The charismatic model destabilizes a bit, DeJong says; the genealogical one offers a sense of tradition, and in it Jesus and the prophets are inspired interpreters. “I argue that Deuteronomy puts in the genealogical model, but you always need the charismatic model, too. Otherwise, it’s too tied to a specific institution,” he adds. Together, dynamically, the two models demand careful thought.

Deuteronomy

“Deuteronomy wants to give people tools to be skeptical of prophets,” he comments, “and that’s a really liberating moment in religion in general.”

For all the vast differences between the cultural realities of the era when Deuteronomy emerged and the present day, DeJong emphasizes a crucial similarity: revolutions in communication.

For the modern world, it is the shift from the printed word to digital communication. “We’re living in this time when truth is so contested,” he says. “We have gone into the digital age and our brains don’t really know how to keep up. Our understanding of what is true is being corrupted by that. In general, we don’t see that people are learning to be critical thinkers.”

In a strikingly similar context, the authors of Deuteronomy composed the book during the transition from orality to the written word. “It was a cultural transformation that was at least as radical as ours, maybe more so. It was about knowledge, and how it’s acquired, and how we know what we know to be true,” DeJong says.
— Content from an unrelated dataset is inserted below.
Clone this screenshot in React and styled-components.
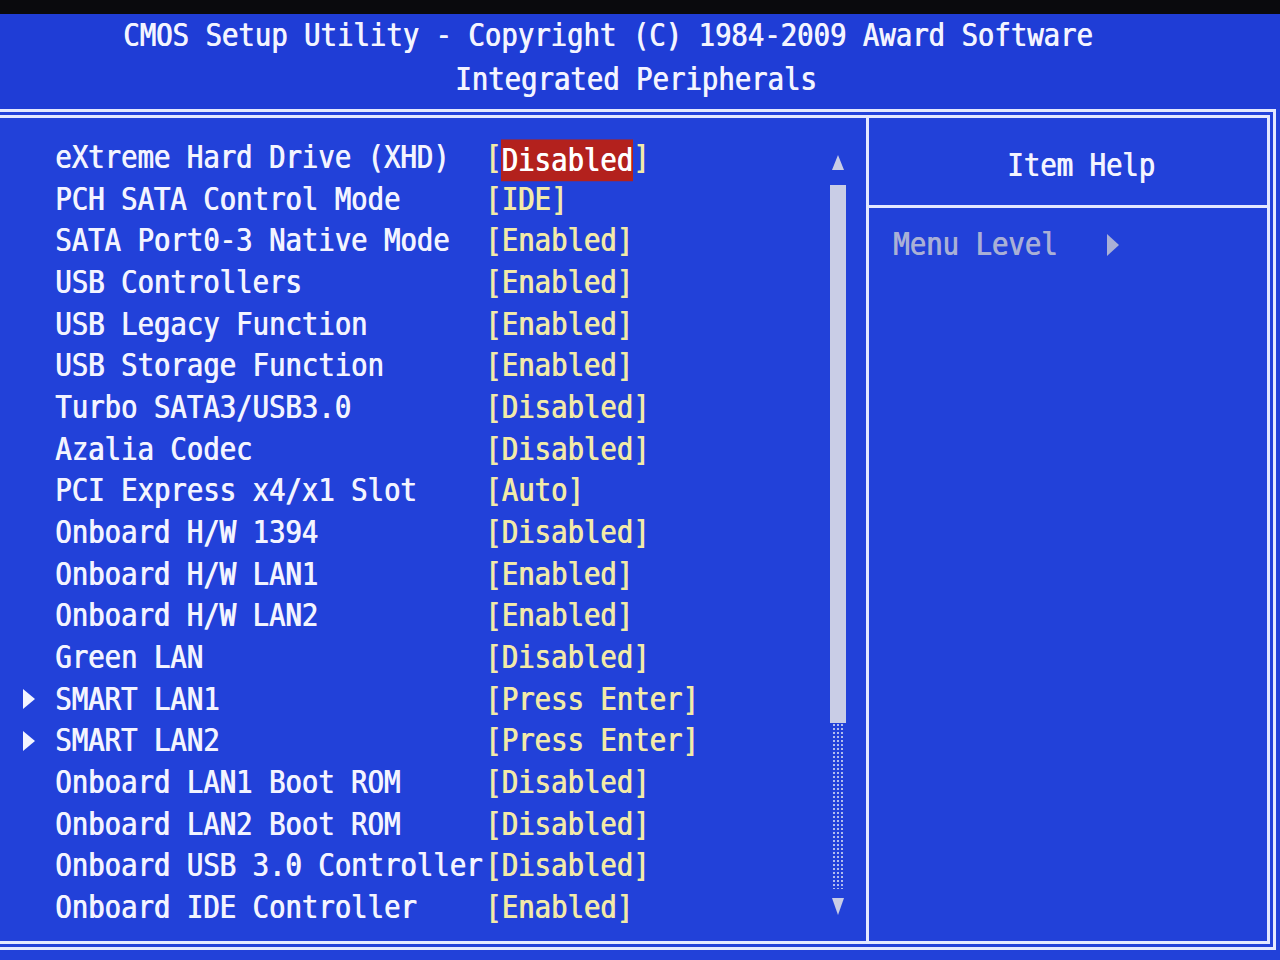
import styled, { createGlobalStyle } from 'styled-components';

const GlobalStyle = createGlobalStyle`
  html, body {
    margin: 0;
    padding: 0;
    background: #050507;
  }
  body {
    font-family: 'DejaVu Sans Mono', 'Liberation Mono', monospace;
  }
`;

const Screen = styled.div`
  width: 1280px;
  height: 960px;
  display: flex;
  flex-direction: column;
  overflow: hidden;
  background: #2241d9;
  font-family: 'DejaVu Sans Mono', 'Liberation Mono', monospace;
  font-size: 27.3px;
  font-weight: normal;
`;

const Bezel = styled.div`
  flex: none;
  height: 14px;
  background: #0a0a0d;
`;

const Header = styled.header`
  flex: none;
  height: 95px;
  display: flex;
  flex-direction: column;
  box-sizing: border-box;
  background: #1f3dd6;
`;

const TitleLine = styled.div`
  height: 44px;
  line-height: 44px;
  padding-left: ${(p) => p.$indent}px;
`;

const Glyphs = styled.span`
  display: inline-block;
  white-space: pre;
  transform: scaleY(1.16);
  color: ${(p) => (p.$tone === 'value' ? '#f2eaa8' : p.$tone === 'dim' ? '#a9b0d6' : '#f3f4ff')};
  text-shadow: 0.8px 0 0 currentColor;
`;

const Frame = styled.main`
  flex: 1;
  display: flex;
  margin-right: 4px;
  margin-bottom: 10px;
  border: 9px double #e4e8ff;
  border-left: none;
`;

const ListPanel = styled.section`
  flex: 0 0 866px;
  display: flex;
  border-right: 3px solid #e4e8ff;
`;

const List = styled.div`
  flex: 1;
  padding-top: 19px;
`;

const Row = styled.div`
  height: 41.67px;
  line-height: 41.67px;
  display: grid;
  grid-template-columns: 55px 430px 1fr;
  align-items: center;
`;

const Pointer = styled.span`
  display: flex;
  align-items: center;
  padding-left: 23px;
`;

const Selected = styled.span`
  display: inline-block;
  height: 36px;
  line-height: 36px;
  vertical-align: middle;
  background: #b3211d;
  color: #ffffff;
`;

const ScrollBar = styled.div`
  flex: 0 0 16px;
  margin-right: 20px;
  padding-top: 37px;
  display: flex;
  flex-direction: column;
  align-items: center;
`;

const Thumb = styled.div`
  width: 16px;
  height: 538px;
  margin-top: 15px;
  background: #c9cde6;
`;

const Track = styled.div`
  width: 12px;
  height: 166px;
  margin-bottom: 9px;
  background-image: radial-gradient(circle, rgba(214, 220, 245, 0.8) 1px, transparent 1.4px);
  background-size: 4px 4px;
`;

const HelpPanel = styled.aside`
  flex: 1;
  display: flex;
  flex-direction: column;
`;

const HelpHeader = styled.div`
  height: 90px;
  display: flex;
  align-items: center;
  justify-content: center;
  box-sizing: border-box;
  border-bottom: 3px solid #e4e8ff;
  padding: 6px 0 0 26px;
`;

const HelpBody = styled.div`
  padding: 16px 0 0 24px;
  line-height: 42px;
  display: flex;
  align-items: center;
`;

const Triangle = ({ dir = 'right', color = '#f3f4ff', w = 12, h = 20 }) => {
  const pts = {
    right: `0,0 ${w},${h / 2} 0,${h}`,
    up: `${w / 2},0 ${w},${h} 0,${h}`,
    down: `0,0 ${w},0 ${w / 2},${h}`,
  }[dir];
  return (
    <svg width={w} height={h} viewBox={`0 0 ${w} ${h}`} style={{ display: 'block' }}>
      <polygon points={pts} fill={color} />
    </svg>
  );
};

const items = [
  { label: 'eXtreme Hard Drive (XHD)', value: 'Disabled', selected: true },
  { label: 'PCH SATA Control Mode', value: 'IDE' },
  { label: 'SATA Port0-3 Native Mode', value: 'Enabled' },
  { label: 'USB Controllers', value: 'Enabled' },
  { label: 'USB Legacy Function', value: 'Enabled' },
  { label: 'USB Storage Function', value: 'Enabled' },
  { label: 'Turbo SATA3/USB3.0', value: 'Disabled' },
  { label: 'Azalia Codec', value: 'Disabled' },
  { label: 'PCI Express x4/x1 Slot', value: 'Auto' },
  { label: 'Onboard H/W 1394', value: 'Disabled' },
  { label: 'Onboard H/W LAN1', value: 'Enabled' },
  { label: 'Onboard H/W LAN2', value: 'Enabled' },
  { label: 'Green LAN', value: 'Disabled' },
  { label: 'SMART LAN1', value: 'Press Enter', submenu: true },
  { label: 'SMART LAN2', value: 'Press Enter', submenu: true },
  { label: 'Onboard LAN1 Boot ROM', value: 'Disabled' },
  { label: 'Onboard LAN2 Boot ROM', value: 'Disabled' },
  { label: 'Onboard USB 3.0 Controller', value: 'Disabled' },
  { label: 'Onboard IDE Controller', value: 'Enabled' },
];

const App = () => (
  <>
    <GlobalStyle />
    <Screen>
      <Bezel />
      <Header>
        <TitleLine $indent={123}>
          <Glyphs>CMOS Setup Utility - Copyright (C) 1984-2009 Award Software</Glyphs>
        </TitleLine>
        <TitleLine $indent={455}>
          <Glyphs>Integrated Peripherals</Glyphs>
        </TitleLine>
      </Header>

      <Frame>
        <ListPanel>
          <List>
            {items.map((item) => (
              <Row key={item.label}>
                <Pointer>{item.submenu && <Triangle />}</Pointer>
                <Glyphs>{item.label}</Glyphs>
                <Glyphs $tone="value">
                  [{item.selected ? <Selected>{item.value}</Selected> : item.value}]
                </Glyphs>
              </Row>
            ))}
          </List>

          <ScrollBar>
            <Triangle dir="up" color="#c9cde6" w={12} h={15} />
            <Thumb />
            <Track />
            <Triangle dir="down" color="#c9cde6" w={12} h={17} />
          </ScrollBar>
        </ListPanel>

        <HelpPanel>
          <HelpHeader>
            <Glyphs>Item Help</Glyphs>
          </HelpHeader>
          <HelpBody>
            <Glyphs $tone="dim">{'Menu Level   '}</Glyphs>
            <Triangle color="#a9b0d6" w={12} h={22} />
          </HelpBody>
        </HelpPanel>
      </Frame>
    </Screen>
  </>
);

export default App;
So in Deuteronomy, “you have the scribes trying to train the people in rationality, in critical thinking, and trying to teach how they can discern or assess using empirical and ethical modes of reasoning,” he continues. “They are arguing for a faith that is compatible with what human reason can understand about creation and about God and about humanity. Deuteronomy is really relevant for thinking about contemporary debates about faith and reason.”

Lydia Harrison ’23
Lydia Harrison ’23

His book project now put to bed, DeJong is engaged in a new one. Analyzing Old and New Testament texts, he is focusing on how the prophet Elijah was redefined, redeployed and used in different contexts as a legitimizing figure. This year he was assisted by Lydia Harrison ’23, who edited Hope’s student journal of Christian thought, The Bell Tower, and begins graduate study this fall at Duke Divinity School. “It has been a really rewarding experience to work with Lydia, who is such a promising biblical scholar, and I hope to continue to involve undergraduates in my research going forward,” DeJong says.

Dr. David DeJong notes that some prophets in the ancient world were analogous to modern national security advisors: essentially, counselors for the king. “The danger of false prophets was very real in terms of leading the whole nation to disaster.”